You can haul your stuff to the dump, but there are two problems with this. First, most dumps now charge you more than a storage facility to 'warehouse' your stuff. Second, sometimes your stuff is cool. It still works, and it could make someone a happy someone. It hurts to throw away things you've collected if they still operate and might yield more functionality to the greater goodness of fighting scarcity.

You can give some of your stuff to Good People. The blind folks, the Salvation Army folks, the local high school yard sale. This feels good, it really does. I recommend this approach for another purely selfish and Machiavellian reason: Stuff you give to Good People is tax deductible. I like tax deductible. Unfortunately, there is a lot of your stuff that is not good enough for the Good People but not bad enough to pay the garbage men to take it.

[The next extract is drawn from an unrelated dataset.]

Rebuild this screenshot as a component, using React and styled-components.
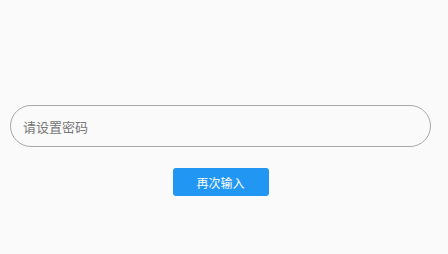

And this residual stuff is what you freecycle. Freecycle is a fantastic idea. The way it works is that people in the same part of the country sign up for a regional freecycle email list on Yahoo! All you need is a Yahoo! email address and the willingness to slog through hundreds of messages a day. When you have something to freecycle, you post a message to this list identifying the item being offered. Then brace yourself as the replies come in. You do not have to give it to the first person that replies, but rather give your stuff to the person who describes the best need.

So let's try an example.

Subject: OFFERED: Box of Half Used Booze (West Seattle)
Message: In over ten years of living in the same house, we accumulated a lot of bottles of miscellaneous flavors of alcohol used in recipes for interesting party concoctions. Anyone want them? I will check ID on pickup.

We received nearly 70 replies to this one. Not surprising, really. Everyone wants free booze. The winning candidate was a young student of bartending who said she would both give away the booze, rather than drink it, and that she would be able to further her education by having so much raw material to practice with. She may have been lying, but I liked the story.